Stated exercise
Locate the lines of the listing below that hold "image", then copy each of them.

# start of Provided data

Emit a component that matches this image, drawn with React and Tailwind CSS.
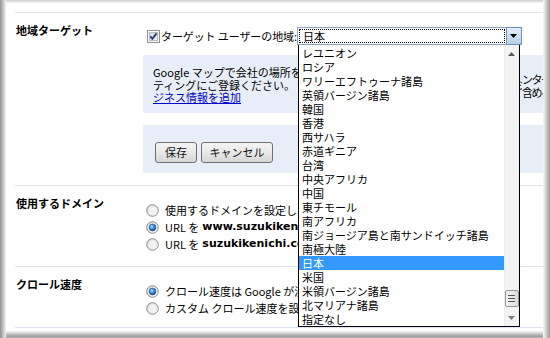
import React from "react";

const items = [
  "レユニオン",
  "ロシア",
  "ワリーエフトゥーナ諸島",
  "英領バージン諸島",
  "韓国",
  "香港",
  "西サハラ",
  "赤道ギニア",
  "台湾",
  "中央アフリカ",
  "中国",
  "東チモール",
  "南アフリカ",
  "南ジョージア島と南サンドイッチ諸島",
  "南極大陸",
  "日本",
  "米国",
  "米領バージン諸島",
  "北マリアナ諸島",
  "指定なし",
];

function Checkbox() {
  return (
    <svg width="13" height="13" viewBox="0 0 13 13" className="shrink-0">
      <defs>
        <linearGradient id="cbg" x1="0" y1="0" x2="1" y2="1">
          <stop offset="0" stopColor="#cfd3dc" />
          <stop offset="1" stopColor="#f4f5f8" />
        </linearGradient>
      </defs>
      <rect x="0.5" y="0.5" width="12" height="12" fill="#fbfbfb" stroke="#8e8f8f" />
      <rect x="2.5" y="2.5" width="8" height="8" fill="url(#cbg)" stroke="#b9bdc6" />
      <path d="M3.3 6.4 L5.4 8.9 L9.6 3.4" fill="none" stroke="#283c78" strokeWidth="1.8" />
    </svg>
  );
}

function Radio({ checked }) {
  return (
    <svg width="13" height="13" viewBox="0 0 13 13" className="shrink-0">
      <defs>
        <linearGradient id="rbg" x1="0" y1="0" x2="1" y2="1">
          <stop offset="0" stopColor="#d2d2d2" />
          <stop offset="1" stopColor="#fbfbfb" />
        </linearGradient>
        <radialGradient id="rdot" cx="0.4" cy="0.35" r="0.7">
          <stop offset="0" stopColor="#a6dcff" />
          <stop offset="0.5" stopColor="#3b8ed8" />
          <stop offset="1" stopColor="#0d3e82" />
        </radialGradient>
      </defs>
      <circle cx="6.5" cy="6.5" r="5.8" fill="url(#rbg)" stroke="#8e8f8f" strokeWidth="1" />
      <circle cx="6.5" cy="6.5" r="4" fill="#f2f2f2" />
      {checked && <circle cx="6.5" cy="6.5" r="3.4" fill="url(#rdot)" stroke="#1a4f8f" strokeWidth="0.6" />}
    </svg>
  );
}

function DropList() {
  return (
    <div className="absolute left-0 top-[17px] w-[222px] h-[282px] bg-white border-x border-b border-black flex z-10">
      <div className="w-[205px] pt-[1px]">
        {items.map((t) => (
          <div
            key={t}
            className={
              t === "日本"
                ? "h-[14px] leading-[14px] pl-[3px] whitespace-nowrap bg-[#3399ff] text-white"
                : "h-[14px] leading-[14px] pl-[3px] whitespace-nowrap"
            }
          >
            {t}
          </div>
        ))}
      </div>
      <div className="w-[15px] bg-[#f3f3f3] border-l border-[#ececec] flex flex-col">
        <div className="h-[17px] flex items-center justify-center">
          <svg width="7" height="4" viewBox="0 0 7 4">
            <path d="M0 4 L3.5 0 L7 4 Z" fill="#5a5a5a" />
          </svg>
        </div>
        <div className="flex-1 flex flex-col justify-end items-center pb-[2px]">
          <div className="w-[14px] h-[17px] rounded-[2px] border border-[#979797] bg-gradient-to-r from-[#f2f2f2] to-[#dcdcdc] flex flex-col items-center justify-center gap-[2px]">
            <div className="w-[7px] h-px bg-[#555]" />
            <div className="w-[7px] h-px bg-[#555]" />
            <div className="w-[7px] h-px bg-[#555]" />
          </div>
        </div>
        <div className="h-[17px] flex items-center justify-center">
          <svg width="7" height="4" viewBox="0 0 7 4">
            <path d="M0 0 L7 0 L3.5 4 Z" fill="#7a7a7a" />
          </svg>
        </div>
      </div>
    </div>
  );
}

function Select() {
  return (
    <div className="relative w-[225px] h-[18px] border border-[#8da2c2] bg-white flex shrink-0">
      <div className="flex-1 m-[1px] border border-dotted border-black flex items-center pl-[3px] leading-none">
        日本
      </div>
      <div className="w-[16px] -my-px -mr-px border border-[#6a8fbb] rounded-r-[2px] bg-gradient-to-b from-[#e6f0fa] to-[#b6d0ea] flex items-center justify-center">
        <svg width="7" height="4" viewBox="0 0 7 4">
          <path d="M0 0 L7 0 L3.5 4 Z" fill="#000" />
        </svg>
      </div>
      <DropList />
    </div>
  );
}

function Button({ children, w }) {
  return (
    <div
      className={`${w} h-[21px] rounded-[3px] border border-[#707070] bg-gradient-to-b from-[#f4f4f4] via-[#e8e8e8] to-[#d6d6d6] flex items-center justify-center leading-none text-[#111]`}
    >
      {children}
    </div>
  );
}

export default function App() {
  return (
    <div className="w-[550px] h-[338px] pt-[3px] pl-[6px] pr-[7px] pb-[7px] bg-[#efefef] shadow-[inset_1px_0_0_#9a9a9a,inset_2px_0_0_#a9a9a9,inset_3px_0_0_#b9b9b9,inset_4px_0_0_#cacaca,inset_5px_0_0_#dadada,inset_6px_0_0_#eaeaea,inset_-1px_0_0_#a0a0a0,inset_-2px_0_0_#adadad,inset_-3px_0_0_#bcbcbc,inset_-4px_0_0_#cbcbcb,inset_-5px_0_0_#d9d9d9,inset_-6px_0_0_#e6e6e6,inset_-7px_0_0_#f1f1f1,inset_0_-1px_0_#b0b0b0,inset_0_-2px_0_#a2a2a2,inset_0_-3px_0_#acacac,inset_0_-4px_0_#bcbcbc,inset_0_-5px_0_#cdcdcd,inset_0_-6px_0_#dddddd,inset_0_-7px_0_#ececec,inset_0_1px_0_#d4d4d4,inset_0_2px_0_#e2e2e2,inset_0_3px_0_#eeeeee]">
      <div className="w-full h-full bg-white overflow-hidden relative pt-[9px] pl-[9px] font-['Noto_Sans_CJK_JP','Liberation_Sans',sans-serif] text-[11px] text-black">
        {/* Section 1 */}
        <div className="flex border-t border-[#dfe5ee]">
          <div className="w-[128px] shrink-0 pt-[11px] pl-px font-bold leading-[12px]">地域ターゲット</div>
          <div className="flex-1 min-w-0 pt-[14px] pb-[12px]">
            <div className="flex items-center h-[18px] relative z-10">
              <span className="ml-[4px] flex">
                <Checkbox />
              </span>
              <span className="ml-[1px] shrink-0 whitespace-nowrap leading-[18px] tracking-[-0.1px]">
                ターゲット ユーザーの地域:
              </span>
              <Select />
            </div>
            <div className="mt-[10px] h-[58px] bg-[#e8eef7] pl-[10px] flex overflow-hidden">
              <div className="w-[369px] shrink-0 pt-[11px] leading-[12.5px] overflow-hidden whitespace-nowrap">
                <div>Google マップで会社の場所を知らせるには、ローカル ビジネス</div>
                <div>ティングにご登録ください。 会社の情報は Google プレイスのローカル ビジネス セ</div>
                <div>
                  <span className="text-[#0000cc] underline">ジネス情報を追加</span>
                </div>
              </div>
              <div className="pt-[18px] leading-[13px] whitespace-nowrap tracking-[-1.5px]">
                <div>ンター(</div>
                <div>含めるこ</div>
              </div>
            </div>
            <div className="mt-[12px] h-[48px] bg-[#e8eef7] pl-[12px] pt-[17px] flex gap-[4px]">
              <Button w="w-[42px]">保存</Button>
              <Button w="w-[72px]">キャンセル</Button>
            </div>
          </div>
        </div>

        {/* Section 2 */}
        <div className="flex border-t border-[#dfe5ee]">
          <div className="w-[128px] shrink-0 pt-[11px] pl-px font-bold leading-[12px]">使用するドメイン</div>
          <div className="flex-1 min-w-0 pt-[16px] pb-[13px]">
            <div className="flex items-center h-[17px] whitespace-nowrap">
              <span className="ml-[3px] flex"><Radio /></span>
              <span className="ml-[6px]">使用するドメインを設定しない</span>
            </div>
            <div className="flex items-center h-[17px] whitespace-nowrap">
              <span className="ml-[3px] flex"><Radio checked /></span>
              <span className="ml-[6px]">URL を </span>
              <span className="ml-[3px] font-bold font-['DejaVu_Sans',sans-serif] text-[11px]">www.suzukikenichi.com</span>
              <span> として表示</span>
            </div>
            <div className="flex items-center h-[17px] whitespace-nowrap">
              <span className="ml-[3px] flex"><Radio /></span>
              <span className="ml-[6px]">URL を </span>
              <span className="ml-[3px] font-bold font-['DejaVu_Sans',sans-serif] text-[11px]">suzukikenichi.com</span>
              <span> として表示</span>
            </div>
          </div>
        </div>

        {/* Section 3 */}
        <div className="flex border-t border-b border-[#dfe5ee]">
          <div className="w-[128px] shrink-0 pt-[11px] pl-px font-bold leading-[12px]">クロール速度</div>
          <div className="flex-1 min-w-0 pt-[16px] pb-[10px]">
            <div className="flex items-center h-[17px] whitespace-nowrap">
              <span className="ml-[3px] flex"><Radio checked /></span>
              <span className="ml-[6px]">クロール速度は Google が決定する（推奨）</span>
            </div>
            <div className="flex items-center h-[17px] whitespace-nowrap">
              <span className="ml-[3px] flex"><Radio /></span>
              <span className="ml-[6px]">カスタム クロール速度を設定する</span>
            </div>
          </div>
        </div>
      </div>
    </div>
  );
}
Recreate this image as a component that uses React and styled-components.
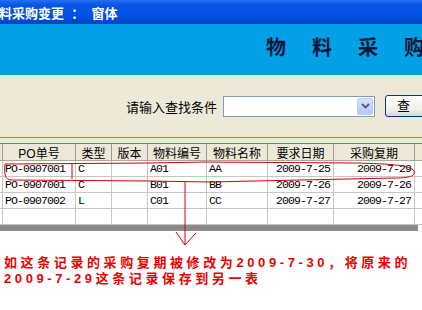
import styled, { createGlobalStyle } from 'styled-components';

const GlobalStyle = createGlobalStyle`
  html, body {
    margin: 0;
    padding: 0;
    background: #ffffff;
    overflow: hidden;
  }
  body {
    font-family: "Liberation Sans", "Noto Sans CJK SC", sans-serif;
  }
`;

const CJK = `"Liberation Sans", "Noto Sans CJK SC", sans-serif`;

const columns = [
  { key: 'po', title: 'PO单号', width: 73 },
  { key: 'type', title: '类型', width: 36 },
  { key: 'ver', title: '版本', width: 36 },
  { key: 'code', title: '物料编号', width: 59 },
  { key: 'name', title: '物料名称', width: 61 },
  { key: 'need', title: '要求日期', width: 66, right: true },
  { key: 'buy', title: '采购复期', width: 81, right: true },
];

const rows = [
  { po: 'PO-0907001', type: 'C', ver: '', code: 'A01', name: 'AA', need: '2009-7-25', buy: '2009-7-29' },
  { po: 'PO-0907001', type: 'C', ver: '', code: 'B01', name: 'BB', need: '2009-7-26', buy: '2009-7-26' },
  { po: 'PO-0907002', type: 'L', ver: '', code: 'C01', name: 'CC', need: '2009-7-27', buy: '2009-7-27' },
  {},
];

const gridCols = `3px ${columns.map((c) => c.width + 'px').join(' ')} 1fr`;

const App = () => {
  return (
    <S.Window>
      <GlobalStyle />
      <S.TitleBar>
        <S.Caption>料采购变更  ：  窗体</S.Caption>
      </S.TitleBar>
      <S.Banner>
        <S.Heading>物料采购变更</S.Heading>
      </S.Banner>
      <S.SearchPanel>
        <S.Label>请输入查找条件</S.Label>
        <S.Combo>
          <S.DropButton>
            <svg width="9" height="6" viewBox="0 0 9 6">
              <path d="M1 1 L4.5 4.5 L8 1" fill="none" stroke="#4d6185" strokeWidth="1.8" />
            </svg>
          </S.DropButton>
        </S.Combo>
        <S.Button>查</S.Button>
      </S.SearchPanel>
      <S.Spacer />
      <S.Grid>
        <S.HeaderRow>
          <S.HeadCell />
          {columns.map((c) => (
            <S.HeadCell key={c.key}>{c.title}</S.HeadCell>
          ))}
          <S.HeadCell $blank />
        </S.HeaderRow>
        {rows.map((r, i) => (
          <S.Row key={i}>
            <S.Cell />
            {columns.map((c) => (
              <S.Cell key={c.key} $right={c.right}>
                {r[c.key]}
              </S.Cell>
            ))}
            <S.Cell $blank />
          </S.Row>
        ))}
        <S.ScrollBar />
      </S.Grid>
      <S.Notes>
        如这条记录的采购复期被修改为2009-7-30，将原来的
        <br />
        2009-7-29这条记录保存到另一表
      </S.Notes>
      <S.Markup width="422" height="310" viewBox="0 0 422 310">
        <path
          d="M72 179 L72 163 M5 164 L150 163 L205 162 L355 163 C392 164 410 165 414 171 C416 177 406 178 394 178 L300 180 L210 182 L150 181 L12 180 C5 180 4 175 5 164"
          fill="none"
          stroke="#d40000"
          strokeWidth="1"
        />
        <path d="M185 182 L185 245 M176 232 L185 245 L196 233" fill="none" stroke="#d40000" strokeWidth="1" />
      </S.Markup>
    </S.Window>
  );
};

const S = {
  Window: styled.div`
    position: relative;
    width: 422px;
    height: 310px;
    overflow: hidden;
    background: #ffffff;
  `,
  TitleBar: styled.div`
    display: flex;
    align-items: center;
    height: 24px;
    background: linear-gradient(#2a6ff0 0%, #0656e6 20%, #0350e0 70%, #0242c4 100%);
  `,
  Caption: styled.span`
    margin-left: -1px;
    color: #ffffff;
    font: bold 13px ${CJK};
    white-space: pre;
  `,
  Banner: styled.div`
    height: 51px;
    background: #03a0e6;
    padding-left: 266px;
    box-sizing: border-box;
    padding-top: 12px;
  `,
  Heading: styled.div`
    font: bold 20px/24px ${CJK};
    color: #10163a;
    letter-spacing: 26px;
    white-space: nowrap;
  `,
  SearchPanel: styled.div`
    display: flex;
    align-items: center;
    height: 62px;
    padding-left: 126px;
    background: #ece9d8;
    border-bottom: 1px solid #3c9ede;
  `,
  Label: styled.span`
    font: 13px ${CJK};
    color: #000000;
    white-space: nowrap;
  `,
  Combo: styled.div`
    display: flex;
    justify-content: flex-end;
    align-items: center;
    box-sizing: border-box;
    width: 152px;
    height: 21px;
    margin-left: 6px;
    padding-right: 1px;
    background: #ffffff;
    border: 1px solid #7f9db9;
    flex-shrink: 0;
  `,
  DropButton: styled.div`
    display: flex;
    align-items: center;
    justify-content: center;
    width: 16px;
    height: 17px;
    border-radius: 2px;
    background: linear-gradient(#d6e2fc, #b4c8f5);
    border: 1px solid #b9cdf6;
    box-sizing: border-box;
  `,
  Button: styled.div`
    flex-shrink: 0;
    box-sizing: border-box;
    width: 70px;
    height: 22px;
    margin-left: 10px;
    padding-left: 11px;
    border: 1px solid #003c74;
    border-radius: 3px;
    background: linear-gradient(#ffffff, #f0efe8 70%, #dcd9cc);
    font: 13px/20px ${CJK};
    color: #000000;
  `,
  Spacer: styled.div`
    height: 5px;
    background: #ece9d8;
  `,
  Grid: styled.div`
    display: flex;
    flex-direction: column;
    background: #ffffff;
  `,
  HeaderRow: styled.div`
    display: grid;
    grid-template-columns: ${gridCols};
    height: 18px;
    border-top: 1px solid #7a7a7a;
    box-sizing: border-box;
    background: #ece9d8;
  `,
  HeadCell: styled.div`
    display: flex;
    align-items: center;
    justify-content: center;
    border-right: ${(p) => (p.$blank ? 'none' : '1px solid #9c9a90')};
    border-bottom: 1px solid #aca899;
    font: 12px ${CJK};
    color: #000000;
    white-space: nowrap;
    overflow: hidden;
  `,
  Row: styled.div`
    display: grid;
    grid-template-columns: ${gridCols};
    height: 16px;
  `,
  Cell: styled.div`
    display: flex;
    align-items: center;
    justify-content: ${(p) => (p.$right ? 'flex-end' : 'flex-start')};
    padding: 0 ${(p) => (p.$right ? '3px' : '0')} 0 ${(p) => (p.$right ? '0' : '2px')};
    border-right: ${(p) => (p.$blank ? 'none' : '1px solid #c6c6c6')};
    border-bottom: 1px solid #c6c6c6;
    font: 11.5px "Liberation Mono", monospace;
    letter-spacing: -0.9px;
    color: #000000;
    white-space: nowrap;
    overflow: hidden;
  `,
  ScrollBar: styled.div`
    width: 418px;
    height: 6px;
    background: #8a8a8a;
  `,
  Notes: styled.div`
    padding: 24px 0 0 4px;
    font: bold 13px/16px ${CJK};
    letter-spacing: 3.6px;
    color: #ee0000;
    white-space: nowrap;
  `,
  Markup: styled.svg`
    position: absolute;
    left: 0;
    top: 0;
    pointer-events: none;
  `,
};

export default App;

# end of Provided data

Full output
Emit a component that matches this image, drawn with React and Tailwind CSS.
Recreate this image as a component that uses React and styled-components.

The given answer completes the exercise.